Stated task: Give the data below again exactly as written, without its pictures.

━━ Collected material ━━

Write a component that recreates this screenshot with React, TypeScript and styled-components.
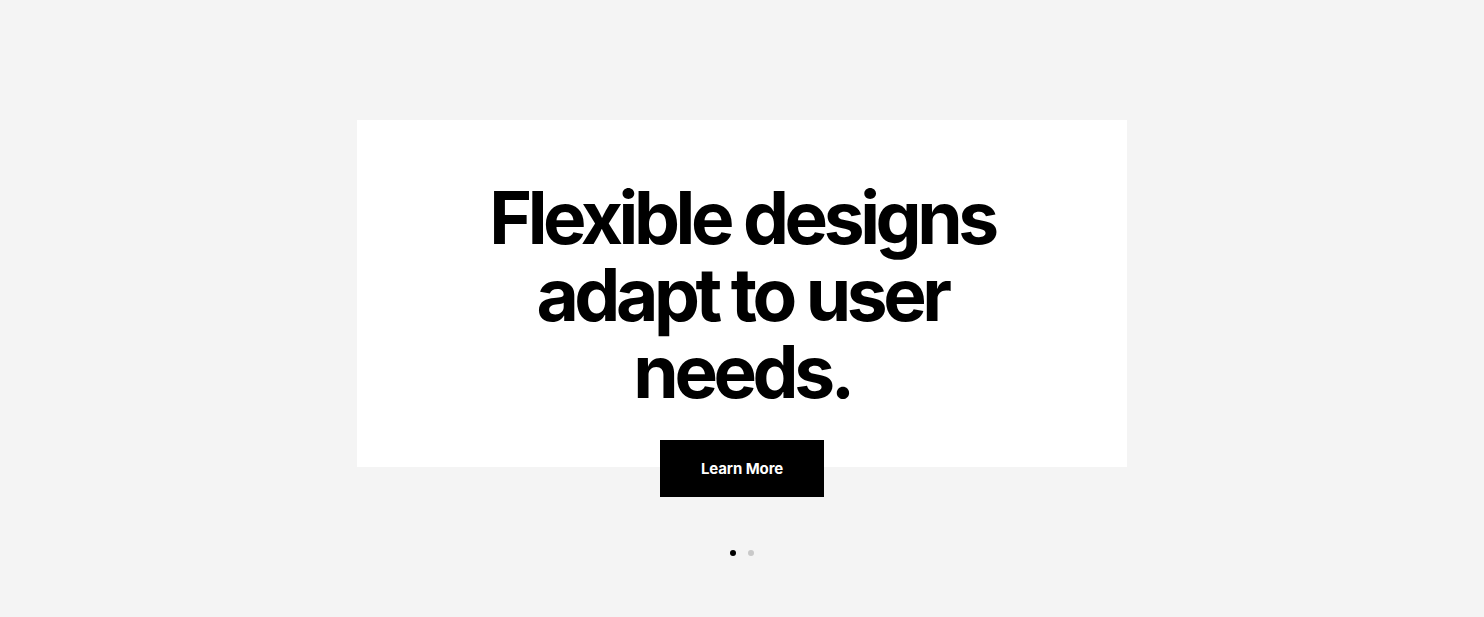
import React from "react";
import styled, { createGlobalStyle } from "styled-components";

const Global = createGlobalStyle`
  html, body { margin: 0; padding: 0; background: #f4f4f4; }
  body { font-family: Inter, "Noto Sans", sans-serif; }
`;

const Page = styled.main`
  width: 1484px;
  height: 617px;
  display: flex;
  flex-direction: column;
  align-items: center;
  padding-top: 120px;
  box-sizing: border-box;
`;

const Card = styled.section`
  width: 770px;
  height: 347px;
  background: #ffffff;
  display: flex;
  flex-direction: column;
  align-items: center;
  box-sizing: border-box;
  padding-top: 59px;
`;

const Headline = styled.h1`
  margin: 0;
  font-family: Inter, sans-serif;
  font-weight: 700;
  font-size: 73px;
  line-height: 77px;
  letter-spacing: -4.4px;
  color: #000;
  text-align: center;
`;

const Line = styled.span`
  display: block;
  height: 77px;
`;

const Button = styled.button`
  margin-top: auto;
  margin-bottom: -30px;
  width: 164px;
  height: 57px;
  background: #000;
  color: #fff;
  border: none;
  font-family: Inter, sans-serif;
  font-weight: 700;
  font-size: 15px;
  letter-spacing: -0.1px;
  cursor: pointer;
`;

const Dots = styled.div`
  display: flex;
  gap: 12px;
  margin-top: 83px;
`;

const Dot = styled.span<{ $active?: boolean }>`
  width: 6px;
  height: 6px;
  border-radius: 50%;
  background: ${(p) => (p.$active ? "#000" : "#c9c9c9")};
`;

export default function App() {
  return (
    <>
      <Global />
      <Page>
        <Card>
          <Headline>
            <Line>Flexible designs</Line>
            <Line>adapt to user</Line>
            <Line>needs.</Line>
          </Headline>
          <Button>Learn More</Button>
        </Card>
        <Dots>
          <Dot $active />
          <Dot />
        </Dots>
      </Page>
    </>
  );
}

━━━

Task answer:
Write a component that recreates this screenshot with React, TypeScript and styled-components.
import React from "react";
import styled, { createGlobalStyle } from "styled-components";

const Global = createGlobalStyle`
  html, body { margin: 0; padding: 0; background: #f4f4f4; }
  body { font-family: Inter, "Noto Sans", sans-serif; }
`;

const Page = styled.main`
  width: 1484px;
  height: 617px;
  display: flex;
  flex-direction: column;
  align-items: center;
  padding-top: 120px;
  box-sizing: border-box;
`;

const Card = styled.section`
  width: 770px;
  height: 347px;
  background: #ffffff;
  display: flex;
  flex-direction: column;
  align-items: center;
  box-sizing: border-box;
  padding-top: 59px;
`;

const Headline = styled.h1`
  margin: 0;
  font-family: Inter, sans-serif;
  font-weight: 700;
  font-size: 73px;
  line-height: 77px;
  letter-spacing: -4.4px;
  color: #000;
  text-align: center;
`;

const Line = styled.span`
  display: block;
  height: 77px;
`;

const Button = styled.button`
  margin-top: auto;
  margin-bottom: -30px;
  width: 164px;
  height: 57px;
  background: #000;
  color: #fff;
  border: none;
  font-family: Inter, sans-serif;
  font-weight: 700;
  font-size: 15px;
  letter-spacing: -0.1px;
  cursor: pointer;
`;

const Dots = styled.div`
  display: flex;
  gap: 12px;
  margin-top: 83px;
`;

const Dot = styled.span<{ $active?: boolean }>`
  width: 6px;
  height: 6px;
  border-radius: 50%;
  background: ${(p) => (p.$active ? "#000" : "#c9c9c9")};
`;

export default function App() {
  return (
    <>
      <Global />
      <Page>
        <Card>
          <Headline>
            <Line>Flexible designs</Line>
            <Line>adapt to user</Line>
            <Line>needs.</Line>
          </Headline>
          <Button>Learn More</Button>
        </Card>
        <Dots>
          <Dot $active />
          <Dot />
        </Dots>
      </Page>
    </>
  );
}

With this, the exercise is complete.